Will AI agents replace human growth marketers?

Not in the short term, but the scope of what requires human judgment is narrowing. The agentic layer handles execution: audience selection, variant generation, channel routing, frequency management, and optimization loops. What remains human is strategy: defining what success looks like, setting the objective function the agent optimizes for, reviewing shadow-mode outputs for brand safety, and making architectural decisions about the customer journey. The risk in the current generation of agentic marketing tools is that agents optimize for the metric you measure, not the outcome you actually want. An agent tasked with maximizing email open rates will learn to write clickbait subject lines. Human growth marketers who understand this dynamic—who can define success events correctly and audit agent behavior—will be more valuable, not less. The teams most at risk are those doing mechanical execution work: building static segments, scheduling batch sends, manually reading reports.

What data warehouse do I need to use Hightouch's agentic platform?

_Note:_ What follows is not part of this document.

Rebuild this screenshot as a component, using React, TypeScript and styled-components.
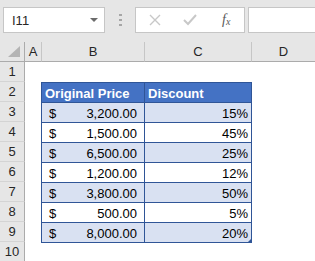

Hightouch's agentic marketing platform is compatible with all major cloud data warehouses: Snowflake, Google BigQuery, Databricks, Amazon Redshift, and Azure Synapse. The real-time agentic capabilities work best with warehouses that support change-data-capture streaming—Snowflake Streams, BigQuery Change Data Capture, and Databricks Delta Live Tables all qualify. For the feedback loop that enables continuous agent optimization, you'll need write access to a dedicated activation events table in your warehouse where Hightouch logs campaign outcomes. The agent's real-time segmentation capabilities require your behavioral events to be landing in the warehouse with low latency—ideally under 30 minutes from user action to warehouse availability. Companies with daily batch ETL pipelines will need to upgrade their data ingestion infrastructure before the real-time agentic capabilities deliver their full value.